When the Ninth Circuit stayed the injunction, the parents and teachers filed an application to the Supreme Court seeking vacatur of the Ninth Circuit’s stay pending appeal.

==Supreme Court==

The Supreme Court approved the stay as it related to the parents with a per curiam order on March 2, 2026. The court denied the stay for the other plaintiffs. The court determined the parent plaintiffs seeking religious exemptions to California's school district policies requiring schools to keep students' gender transitioning information and knowledge confidential are likely to succeed on their Free Exercise and Due Process claims. The Ninth Circuit's procedural objections regarding parent and teacher class certifications were deemed unlikely to prevail.

Justices Clarence Thomas and Samuel Alito would have granted the application in full. Justice Sonia Sotomayor would have denied the application in full. Justice Amy Coney Barrett wrote a concurrence with the order that Justices John Roberts and Brett Kavanaugh joined. Justice Elena Kagan wrote a dissent joined by Justice Ketanji Brown Jackson.

===Reactions===

The justices' opinions discussed substantive due process, prompting responses in opposition to that doctrine.

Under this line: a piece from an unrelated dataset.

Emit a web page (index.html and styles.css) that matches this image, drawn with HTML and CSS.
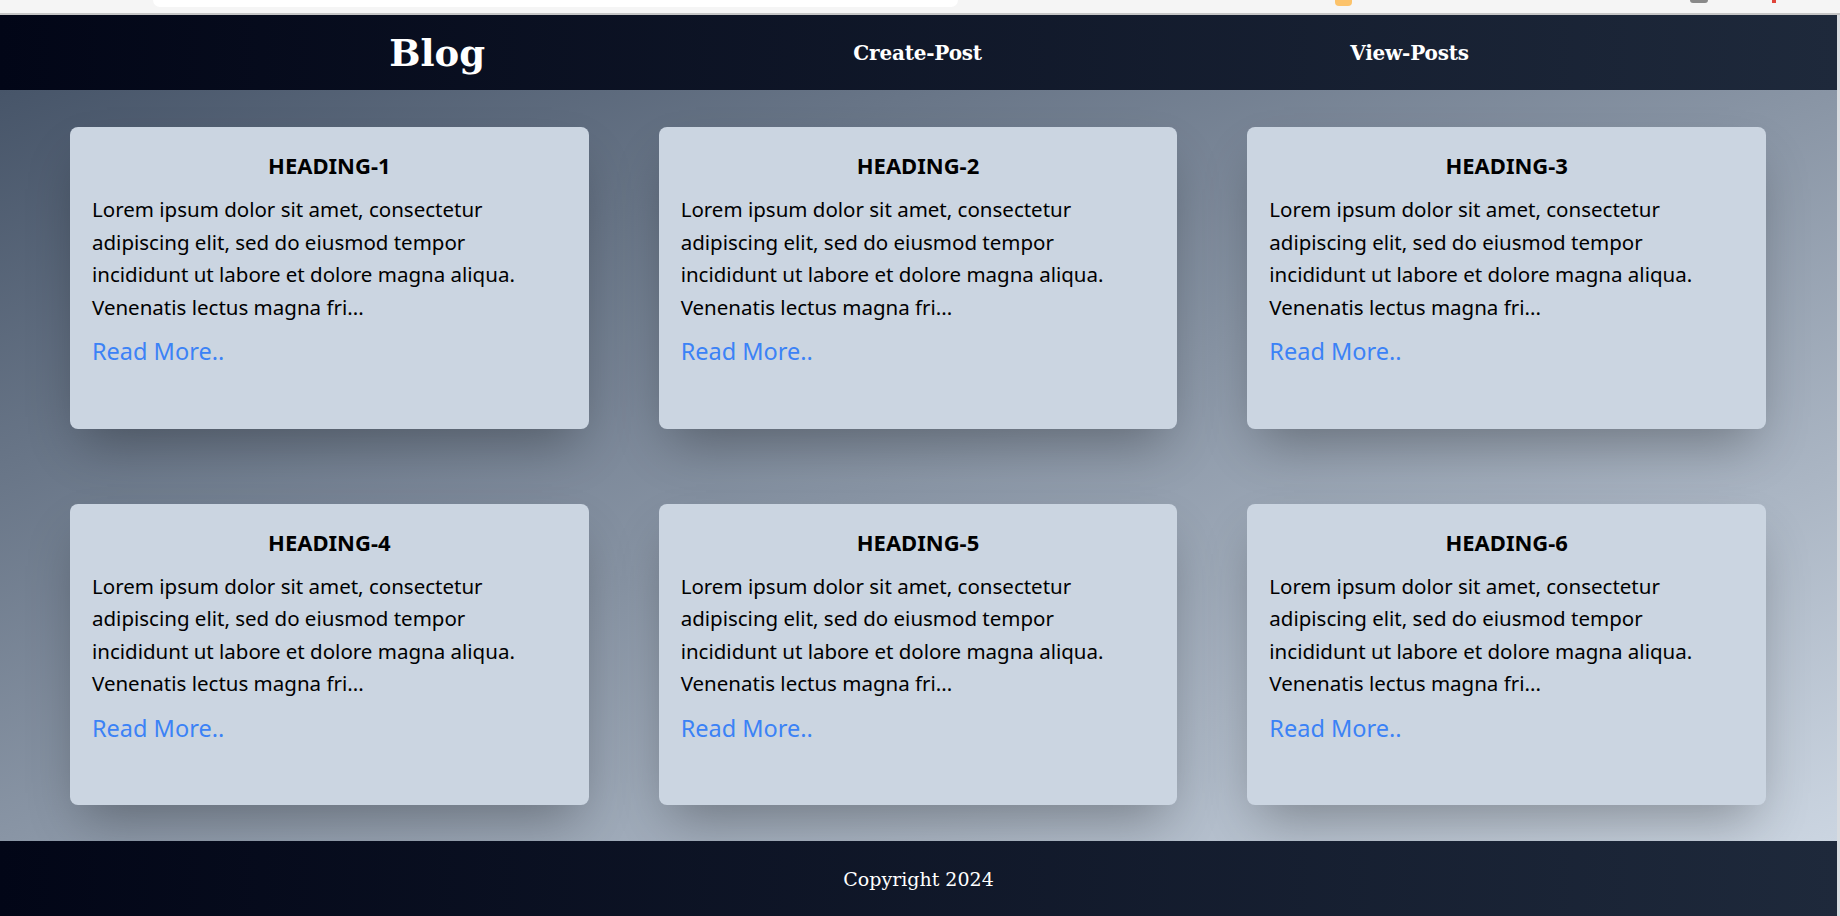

Ian Millhiser wrote "Mirabelli is one of the most consequential constitutional decisions the Roberts Court has ever handed down" and "the height of judicial hypocrisy".

==Current status==

The case returned to the Ninth Circuit for further proceedings. The Supreme Court's order vacating the Ninth Circuit's stay, and therefore reinstating the district court judge's injunction as litigation proceeded, stated that "when gender incongruence is observed... parents have a right to be informed." The exact contours of the ruling, such as what it means to have "observed" "gender incongruence", are unclear.